▶ **DATA SHOWN**
++++++++++++++++++++
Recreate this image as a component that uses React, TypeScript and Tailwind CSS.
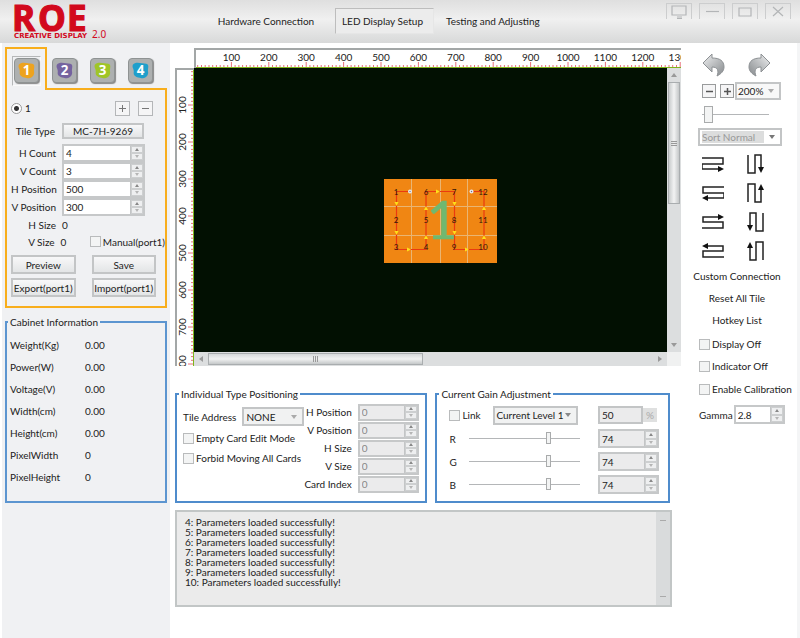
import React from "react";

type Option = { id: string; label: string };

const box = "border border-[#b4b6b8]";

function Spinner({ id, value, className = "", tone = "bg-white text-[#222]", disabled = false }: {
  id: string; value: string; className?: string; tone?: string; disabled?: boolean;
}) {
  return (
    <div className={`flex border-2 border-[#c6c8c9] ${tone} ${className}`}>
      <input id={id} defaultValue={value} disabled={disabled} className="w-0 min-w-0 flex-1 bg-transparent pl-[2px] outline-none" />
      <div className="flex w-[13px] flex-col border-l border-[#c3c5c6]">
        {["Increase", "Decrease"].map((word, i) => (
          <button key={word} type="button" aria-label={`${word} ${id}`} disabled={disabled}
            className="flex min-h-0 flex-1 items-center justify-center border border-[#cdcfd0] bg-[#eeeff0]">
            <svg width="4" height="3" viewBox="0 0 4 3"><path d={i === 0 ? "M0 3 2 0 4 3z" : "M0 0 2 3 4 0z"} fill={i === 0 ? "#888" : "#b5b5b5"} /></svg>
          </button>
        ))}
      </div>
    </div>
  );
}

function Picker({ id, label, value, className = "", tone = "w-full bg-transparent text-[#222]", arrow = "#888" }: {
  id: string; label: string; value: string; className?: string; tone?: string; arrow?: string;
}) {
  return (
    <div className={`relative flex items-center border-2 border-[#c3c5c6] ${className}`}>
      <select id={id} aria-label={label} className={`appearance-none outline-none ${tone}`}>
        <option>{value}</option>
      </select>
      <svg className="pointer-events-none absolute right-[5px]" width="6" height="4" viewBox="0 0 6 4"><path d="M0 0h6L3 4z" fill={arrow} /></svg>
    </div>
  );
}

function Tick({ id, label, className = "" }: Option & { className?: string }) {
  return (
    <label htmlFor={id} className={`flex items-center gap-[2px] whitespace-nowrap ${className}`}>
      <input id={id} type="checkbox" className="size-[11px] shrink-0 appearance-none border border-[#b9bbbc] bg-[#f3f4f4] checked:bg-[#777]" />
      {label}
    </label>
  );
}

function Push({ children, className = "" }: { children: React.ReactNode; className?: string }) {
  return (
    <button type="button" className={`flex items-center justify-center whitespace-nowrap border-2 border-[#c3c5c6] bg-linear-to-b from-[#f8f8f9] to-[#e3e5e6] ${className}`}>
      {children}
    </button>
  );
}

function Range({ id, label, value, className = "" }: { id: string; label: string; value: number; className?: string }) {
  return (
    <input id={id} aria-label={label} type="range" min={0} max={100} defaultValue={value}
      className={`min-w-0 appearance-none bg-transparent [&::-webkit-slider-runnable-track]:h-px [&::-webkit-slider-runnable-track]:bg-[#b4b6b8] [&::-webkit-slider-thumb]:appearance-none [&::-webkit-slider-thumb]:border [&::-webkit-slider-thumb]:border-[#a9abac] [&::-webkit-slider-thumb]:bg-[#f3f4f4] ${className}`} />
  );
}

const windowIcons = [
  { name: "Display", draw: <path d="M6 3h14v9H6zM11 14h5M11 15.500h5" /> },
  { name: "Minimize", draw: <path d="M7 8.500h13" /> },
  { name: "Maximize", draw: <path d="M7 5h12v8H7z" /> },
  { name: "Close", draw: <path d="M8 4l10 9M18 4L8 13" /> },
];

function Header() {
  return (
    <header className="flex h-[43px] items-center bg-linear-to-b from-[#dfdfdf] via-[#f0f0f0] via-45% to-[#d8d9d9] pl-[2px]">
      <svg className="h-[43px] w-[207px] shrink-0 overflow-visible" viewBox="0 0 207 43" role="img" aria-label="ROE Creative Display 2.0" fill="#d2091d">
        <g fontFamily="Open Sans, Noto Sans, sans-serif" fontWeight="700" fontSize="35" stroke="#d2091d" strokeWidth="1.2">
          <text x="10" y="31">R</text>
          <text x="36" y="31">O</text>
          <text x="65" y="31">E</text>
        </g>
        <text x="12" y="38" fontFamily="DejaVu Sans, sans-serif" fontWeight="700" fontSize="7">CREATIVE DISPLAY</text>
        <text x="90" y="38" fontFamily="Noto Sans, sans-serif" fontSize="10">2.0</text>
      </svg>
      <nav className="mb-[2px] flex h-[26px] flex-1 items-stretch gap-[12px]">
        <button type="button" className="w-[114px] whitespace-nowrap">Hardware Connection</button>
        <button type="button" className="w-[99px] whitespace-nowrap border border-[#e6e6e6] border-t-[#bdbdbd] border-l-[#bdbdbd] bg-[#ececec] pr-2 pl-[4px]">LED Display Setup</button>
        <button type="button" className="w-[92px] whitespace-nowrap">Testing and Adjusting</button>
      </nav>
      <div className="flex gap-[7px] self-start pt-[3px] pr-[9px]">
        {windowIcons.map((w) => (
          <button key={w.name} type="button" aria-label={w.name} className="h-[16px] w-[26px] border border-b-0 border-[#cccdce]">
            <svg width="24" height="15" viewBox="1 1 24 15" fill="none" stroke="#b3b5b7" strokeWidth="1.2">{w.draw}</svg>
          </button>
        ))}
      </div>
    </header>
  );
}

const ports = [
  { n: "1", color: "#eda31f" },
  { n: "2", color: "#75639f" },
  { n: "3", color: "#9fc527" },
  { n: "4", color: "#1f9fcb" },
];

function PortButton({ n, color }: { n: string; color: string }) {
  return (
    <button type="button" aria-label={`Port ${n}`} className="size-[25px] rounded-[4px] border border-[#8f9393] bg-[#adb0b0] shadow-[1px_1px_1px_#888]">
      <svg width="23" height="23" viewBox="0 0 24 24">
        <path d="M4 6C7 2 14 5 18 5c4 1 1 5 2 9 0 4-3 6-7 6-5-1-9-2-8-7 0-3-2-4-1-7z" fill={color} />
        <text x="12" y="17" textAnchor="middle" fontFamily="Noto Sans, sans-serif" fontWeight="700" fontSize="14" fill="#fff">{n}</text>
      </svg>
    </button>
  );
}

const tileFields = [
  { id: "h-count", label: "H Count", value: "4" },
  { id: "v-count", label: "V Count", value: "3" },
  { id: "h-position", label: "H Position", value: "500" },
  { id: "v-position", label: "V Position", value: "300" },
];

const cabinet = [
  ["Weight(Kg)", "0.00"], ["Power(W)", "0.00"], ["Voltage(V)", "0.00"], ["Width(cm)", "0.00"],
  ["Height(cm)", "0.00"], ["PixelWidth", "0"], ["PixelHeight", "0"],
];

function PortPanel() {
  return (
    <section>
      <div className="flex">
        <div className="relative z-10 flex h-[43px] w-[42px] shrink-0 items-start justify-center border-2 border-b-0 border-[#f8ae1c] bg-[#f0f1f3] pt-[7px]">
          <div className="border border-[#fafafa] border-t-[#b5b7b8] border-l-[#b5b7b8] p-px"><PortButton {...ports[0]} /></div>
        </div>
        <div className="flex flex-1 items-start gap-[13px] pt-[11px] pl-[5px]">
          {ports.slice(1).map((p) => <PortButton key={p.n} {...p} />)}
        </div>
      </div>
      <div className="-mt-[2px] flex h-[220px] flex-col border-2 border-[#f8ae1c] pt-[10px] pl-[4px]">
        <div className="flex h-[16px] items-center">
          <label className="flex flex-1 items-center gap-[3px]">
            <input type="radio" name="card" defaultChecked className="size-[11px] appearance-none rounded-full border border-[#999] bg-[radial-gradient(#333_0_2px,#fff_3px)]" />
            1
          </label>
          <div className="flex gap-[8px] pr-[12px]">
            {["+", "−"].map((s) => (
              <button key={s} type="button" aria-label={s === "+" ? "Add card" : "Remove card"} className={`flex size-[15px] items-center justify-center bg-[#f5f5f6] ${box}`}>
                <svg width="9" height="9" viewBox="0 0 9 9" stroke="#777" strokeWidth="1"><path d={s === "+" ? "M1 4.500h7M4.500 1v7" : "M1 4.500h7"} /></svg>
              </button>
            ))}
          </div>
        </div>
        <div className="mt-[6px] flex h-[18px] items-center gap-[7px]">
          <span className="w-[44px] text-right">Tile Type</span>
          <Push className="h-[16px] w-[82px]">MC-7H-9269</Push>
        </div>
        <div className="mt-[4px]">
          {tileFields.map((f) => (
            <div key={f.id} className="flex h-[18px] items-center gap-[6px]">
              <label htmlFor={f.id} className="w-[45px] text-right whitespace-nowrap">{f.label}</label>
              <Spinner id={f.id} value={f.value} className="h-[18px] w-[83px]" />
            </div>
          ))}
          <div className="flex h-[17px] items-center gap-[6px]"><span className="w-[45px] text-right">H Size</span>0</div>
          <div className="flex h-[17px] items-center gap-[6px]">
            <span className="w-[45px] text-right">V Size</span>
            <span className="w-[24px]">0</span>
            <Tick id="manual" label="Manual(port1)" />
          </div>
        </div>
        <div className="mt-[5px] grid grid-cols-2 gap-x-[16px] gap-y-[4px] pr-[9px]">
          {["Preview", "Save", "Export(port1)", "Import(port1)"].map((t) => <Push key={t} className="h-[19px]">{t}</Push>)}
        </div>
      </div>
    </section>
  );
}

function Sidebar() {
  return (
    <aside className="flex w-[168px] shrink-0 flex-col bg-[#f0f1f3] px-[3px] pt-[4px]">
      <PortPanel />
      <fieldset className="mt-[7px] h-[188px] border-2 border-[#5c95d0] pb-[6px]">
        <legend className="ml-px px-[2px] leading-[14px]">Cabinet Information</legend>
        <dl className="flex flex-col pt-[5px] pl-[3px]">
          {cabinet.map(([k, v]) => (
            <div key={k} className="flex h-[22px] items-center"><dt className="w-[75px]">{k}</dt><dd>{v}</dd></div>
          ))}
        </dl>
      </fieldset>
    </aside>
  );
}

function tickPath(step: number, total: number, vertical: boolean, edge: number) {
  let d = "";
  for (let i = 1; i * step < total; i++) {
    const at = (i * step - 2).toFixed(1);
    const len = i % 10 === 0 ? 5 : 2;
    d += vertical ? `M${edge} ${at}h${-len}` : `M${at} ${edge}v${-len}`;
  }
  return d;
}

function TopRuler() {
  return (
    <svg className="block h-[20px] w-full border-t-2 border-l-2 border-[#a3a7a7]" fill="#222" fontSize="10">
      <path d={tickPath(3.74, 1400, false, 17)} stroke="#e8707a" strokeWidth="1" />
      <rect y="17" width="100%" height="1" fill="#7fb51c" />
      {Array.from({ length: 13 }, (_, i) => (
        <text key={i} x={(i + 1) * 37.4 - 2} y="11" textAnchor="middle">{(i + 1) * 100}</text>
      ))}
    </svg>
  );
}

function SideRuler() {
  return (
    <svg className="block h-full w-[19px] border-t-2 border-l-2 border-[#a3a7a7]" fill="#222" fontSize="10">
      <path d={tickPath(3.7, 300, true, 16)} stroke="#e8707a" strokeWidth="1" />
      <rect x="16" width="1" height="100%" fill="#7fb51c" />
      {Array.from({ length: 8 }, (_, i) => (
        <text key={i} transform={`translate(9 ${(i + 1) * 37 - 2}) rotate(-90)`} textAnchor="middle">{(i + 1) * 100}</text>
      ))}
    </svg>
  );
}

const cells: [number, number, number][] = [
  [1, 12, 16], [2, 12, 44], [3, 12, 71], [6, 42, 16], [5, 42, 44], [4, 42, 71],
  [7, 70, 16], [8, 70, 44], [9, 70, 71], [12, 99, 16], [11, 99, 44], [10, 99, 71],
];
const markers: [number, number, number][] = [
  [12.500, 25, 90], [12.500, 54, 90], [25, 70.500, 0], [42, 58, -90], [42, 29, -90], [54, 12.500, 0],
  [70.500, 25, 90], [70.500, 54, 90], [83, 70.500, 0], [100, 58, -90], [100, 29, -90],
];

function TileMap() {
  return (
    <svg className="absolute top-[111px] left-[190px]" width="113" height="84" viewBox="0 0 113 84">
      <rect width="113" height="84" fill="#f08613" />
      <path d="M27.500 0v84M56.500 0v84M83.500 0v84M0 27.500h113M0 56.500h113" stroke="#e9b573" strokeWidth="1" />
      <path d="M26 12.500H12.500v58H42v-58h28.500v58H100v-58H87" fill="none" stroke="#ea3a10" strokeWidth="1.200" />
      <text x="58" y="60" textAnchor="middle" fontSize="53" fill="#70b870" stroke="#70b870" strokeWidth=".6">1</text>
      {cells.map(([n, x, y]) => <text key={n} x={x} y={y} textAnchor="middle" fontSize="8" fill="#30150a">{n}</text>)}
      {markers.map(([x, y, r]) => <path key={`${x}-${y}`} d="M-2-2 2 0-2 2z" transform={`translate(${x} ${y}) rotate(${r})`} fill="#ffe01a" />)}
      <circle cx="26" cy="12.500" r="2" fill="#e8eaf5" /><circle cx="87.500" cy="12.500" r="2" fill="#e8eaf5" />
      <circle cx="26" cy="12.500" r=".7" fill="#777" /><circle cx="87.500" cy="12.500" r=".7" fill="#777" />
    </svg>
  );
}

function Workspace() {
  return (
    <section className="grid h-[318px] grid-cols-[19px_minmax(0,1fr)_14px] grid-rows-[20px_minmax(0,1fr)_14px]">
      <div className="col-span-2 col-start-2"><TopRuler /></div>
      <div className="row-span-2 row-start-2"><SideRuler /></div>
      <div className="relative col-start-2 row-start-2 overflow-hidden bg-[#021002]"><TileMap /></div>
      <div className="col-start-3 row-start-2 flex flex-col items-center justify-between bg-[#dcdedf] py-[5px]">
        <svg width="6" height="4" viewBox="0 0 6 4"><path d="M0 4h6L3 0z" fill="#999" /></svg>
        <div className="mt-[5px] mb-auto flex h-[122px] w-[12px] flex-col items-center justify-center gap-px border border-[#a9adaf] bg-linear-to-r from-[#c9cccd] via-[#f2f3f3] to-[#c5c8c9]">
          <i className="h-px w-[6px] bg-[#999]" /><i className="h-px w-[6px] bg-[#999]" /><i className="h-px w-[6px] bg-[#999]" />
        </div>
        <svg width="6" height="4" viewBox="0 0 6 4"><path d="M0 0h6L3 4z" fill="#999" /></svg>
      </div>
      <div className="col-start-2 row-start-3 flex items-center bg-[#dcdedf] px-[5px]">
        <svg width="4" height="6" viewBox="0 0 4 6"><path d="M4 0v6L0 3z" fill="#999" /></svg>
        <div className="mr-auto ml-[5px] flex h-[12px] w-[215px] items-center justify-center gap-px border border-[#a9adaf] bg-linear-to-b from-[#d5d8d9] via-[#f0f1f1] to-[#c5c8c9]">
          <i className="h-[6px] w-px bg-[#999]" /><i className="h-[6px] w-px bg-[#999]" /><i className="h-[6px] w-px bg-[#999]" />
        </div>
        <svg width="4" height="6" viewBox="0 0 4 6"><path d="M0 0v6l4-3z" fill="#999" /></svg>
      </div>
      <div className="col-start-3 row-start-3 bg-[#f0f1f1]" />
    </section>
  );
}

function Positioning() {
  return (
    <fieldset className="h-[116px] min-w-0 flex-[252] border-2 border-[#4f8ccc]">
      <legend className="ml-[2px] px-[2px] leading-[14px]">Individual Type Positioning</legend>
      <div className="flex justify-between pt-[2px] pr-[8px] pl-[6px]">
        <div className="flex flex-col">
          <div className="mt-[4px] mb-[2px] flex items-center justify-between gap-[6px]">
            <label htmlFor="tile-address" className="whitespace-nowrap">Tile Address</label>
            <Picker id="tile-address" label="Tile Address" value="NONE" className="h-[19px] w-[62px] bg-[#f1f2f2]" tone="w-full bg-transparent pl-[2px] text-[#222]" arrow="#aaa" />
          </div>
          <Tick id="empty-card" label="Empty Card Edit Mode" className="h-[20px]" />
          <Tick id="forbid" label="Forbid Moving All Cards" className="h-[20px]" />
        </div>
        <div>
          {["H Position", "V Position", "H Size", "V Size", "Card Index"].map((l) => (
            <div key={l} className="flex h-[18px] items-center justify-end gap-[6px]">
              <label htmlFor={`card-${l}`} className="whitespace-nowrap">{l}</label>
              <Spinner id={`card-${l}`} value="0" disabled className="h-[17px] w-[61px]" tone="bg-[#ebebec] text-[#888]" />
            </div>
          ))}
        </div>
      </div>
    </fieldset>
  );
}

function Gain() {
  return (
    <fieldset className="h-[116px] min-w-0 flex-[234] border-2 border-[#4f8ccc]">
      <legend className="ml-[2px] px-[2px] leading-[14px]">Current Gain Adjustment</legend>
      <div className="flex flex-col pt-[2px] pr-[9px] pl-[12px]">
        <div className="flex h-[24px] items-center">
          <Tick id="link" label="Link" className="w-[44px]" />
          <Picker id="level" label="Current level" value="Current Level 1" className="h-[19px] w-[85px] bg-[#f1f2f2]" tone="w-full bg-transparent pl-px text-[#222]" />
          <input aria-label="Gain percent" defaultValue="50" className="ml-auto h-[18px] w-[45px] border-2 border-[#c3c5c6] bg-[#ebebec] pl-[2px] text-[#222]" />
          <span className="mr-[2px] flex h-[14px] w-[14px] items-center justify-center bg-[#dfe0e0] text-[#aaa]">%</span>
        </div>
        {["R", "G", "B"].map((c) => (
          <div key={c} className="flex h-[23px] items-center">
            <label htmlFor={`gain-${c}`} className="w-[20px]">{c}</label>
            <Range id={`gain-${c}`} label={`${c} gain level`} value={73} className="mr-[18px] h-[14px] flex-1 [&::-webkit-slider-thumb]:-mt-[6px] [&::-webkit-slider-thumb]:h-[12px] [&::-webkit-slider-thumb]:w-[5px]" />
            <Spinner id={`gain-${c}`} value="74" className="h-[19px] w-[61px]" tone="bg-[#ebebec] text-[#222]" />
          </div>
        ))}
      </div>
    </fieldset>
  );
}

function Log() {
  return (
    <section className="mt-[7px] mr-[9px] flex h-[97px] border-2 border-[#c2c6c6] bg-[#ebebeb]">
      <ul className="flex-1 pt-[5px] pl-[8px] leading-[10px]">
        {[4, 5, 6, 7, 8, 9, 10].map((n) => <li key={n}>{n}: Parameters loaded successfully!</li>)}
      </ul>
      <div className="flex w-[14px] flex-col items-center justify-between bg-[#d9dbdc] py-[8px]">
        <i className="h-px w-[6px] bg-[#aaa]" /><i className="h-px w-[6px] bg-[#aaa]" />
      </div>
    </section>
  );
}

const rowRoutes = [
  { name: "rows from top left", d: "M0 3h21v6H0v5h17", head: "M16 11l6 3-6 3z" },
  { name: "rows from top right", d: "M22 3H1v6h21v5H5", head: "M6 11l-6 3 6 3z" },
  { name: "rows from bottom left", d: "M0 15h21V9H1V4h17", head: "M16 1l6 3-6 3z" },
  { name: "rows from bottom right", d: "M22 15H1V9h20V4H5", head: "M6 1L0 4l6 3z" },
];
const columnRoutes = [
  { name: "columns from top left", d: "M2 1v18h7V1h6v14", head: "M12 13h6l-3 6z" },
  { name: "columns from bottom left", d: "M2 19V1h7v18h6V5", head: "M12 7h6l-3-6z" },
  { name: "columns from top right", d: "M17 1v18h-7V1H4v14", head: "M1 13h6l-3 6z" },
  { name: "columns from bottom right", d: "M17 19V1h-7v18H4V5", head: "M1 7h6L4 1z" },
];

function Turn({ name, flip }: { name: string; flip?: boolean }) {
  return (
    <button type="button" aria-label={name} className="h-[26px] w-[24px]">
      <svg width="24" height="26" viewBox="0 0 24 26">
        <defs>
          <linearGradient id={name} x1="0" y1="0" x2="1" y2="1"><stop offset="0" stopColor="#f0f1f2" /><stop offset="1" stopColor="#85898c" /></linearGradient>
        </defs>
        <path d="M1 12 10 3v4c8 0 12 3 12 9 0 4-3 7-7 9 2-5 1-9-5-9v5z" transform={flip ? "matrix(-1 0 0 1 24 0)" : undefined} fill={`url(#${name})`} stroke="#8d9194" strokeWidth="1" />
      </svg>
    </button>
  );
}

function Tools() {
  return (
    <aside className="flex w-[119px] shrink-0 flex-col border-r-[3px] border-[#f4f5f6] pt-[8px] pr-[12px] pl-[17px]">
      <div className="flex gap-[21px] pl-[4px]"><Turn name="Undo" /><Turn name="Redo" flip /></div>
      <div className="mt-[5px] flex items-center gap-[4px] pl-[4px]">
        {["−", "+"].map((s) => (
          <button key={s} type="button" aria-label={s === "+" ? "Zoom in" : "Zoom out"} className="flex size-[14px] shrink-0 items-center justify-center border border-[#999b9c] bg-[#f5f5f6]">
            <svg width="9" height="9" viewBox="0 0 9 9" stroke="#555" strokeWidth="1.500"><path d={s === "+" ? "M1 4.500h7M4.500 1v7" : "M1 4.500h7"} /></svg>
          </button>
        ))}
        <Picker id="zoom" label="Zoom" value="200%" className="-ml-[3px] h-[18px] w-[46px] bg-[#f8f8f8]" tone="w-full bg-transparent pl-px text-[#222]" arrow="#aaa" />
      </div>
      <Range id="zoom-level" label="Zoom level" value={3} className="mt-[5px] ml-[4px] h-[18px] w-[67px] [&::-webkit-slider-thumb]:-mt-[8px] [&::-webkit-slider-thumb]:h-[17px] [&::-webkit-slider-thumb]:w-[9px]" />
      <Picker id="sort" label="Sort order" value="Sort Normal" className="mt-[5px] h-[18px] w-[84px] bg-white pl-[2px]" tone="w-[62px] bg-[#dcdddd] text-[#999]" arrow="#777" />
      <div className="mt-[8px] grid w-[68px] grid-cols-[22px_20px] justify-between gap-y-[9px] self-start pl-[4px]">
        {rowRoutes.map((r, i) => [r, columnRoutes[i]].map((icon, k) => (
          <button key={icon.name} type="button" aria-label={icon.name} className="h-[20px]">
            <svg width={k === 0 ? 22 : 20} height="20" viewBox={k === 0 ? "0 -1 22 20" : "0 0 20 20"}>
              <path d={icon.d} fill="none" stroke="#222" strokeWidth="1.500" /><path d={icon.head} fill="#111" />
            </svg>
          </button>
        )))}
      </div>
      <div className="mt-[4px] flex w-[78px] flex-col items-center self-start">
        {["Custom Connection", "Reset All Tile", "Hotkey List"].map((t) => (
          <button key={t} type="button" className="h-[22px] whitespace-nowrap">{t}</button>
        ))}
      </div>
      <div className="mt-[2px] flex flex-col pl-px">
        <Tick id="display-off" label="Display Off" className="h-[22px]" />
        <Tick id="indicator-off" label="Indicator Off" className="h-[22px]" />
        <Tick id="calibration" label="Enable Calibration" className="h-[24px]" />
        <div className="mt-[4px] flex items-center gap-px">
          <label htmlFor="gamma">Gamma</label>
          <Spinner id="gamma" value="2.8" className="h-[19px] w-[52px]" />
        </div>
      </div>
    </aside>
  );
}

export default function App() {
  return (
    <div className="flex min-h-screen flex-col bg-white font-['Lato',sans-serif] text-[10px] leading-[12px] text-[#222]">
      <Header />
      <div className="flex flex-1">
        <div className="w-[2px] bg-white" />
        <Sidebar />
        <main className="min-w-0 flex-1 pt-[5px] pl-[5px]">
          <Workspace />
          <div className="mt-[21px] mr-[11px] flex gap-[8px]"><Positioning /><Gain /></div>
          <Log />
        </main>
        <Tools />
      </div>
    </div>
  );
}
++++++++++++++++++++
▶ **WHAT NEEDS TO BE DONE**
All lines that include "React" are to be gathered and copied.

▶ **RIGHT ANSWER**
Recreate this image as a component that uses React, TypeScript and Tailwind CSS.
import React from "react";
function Push({ children, className = "" }: { children: React.ReactNode; className?: string }) {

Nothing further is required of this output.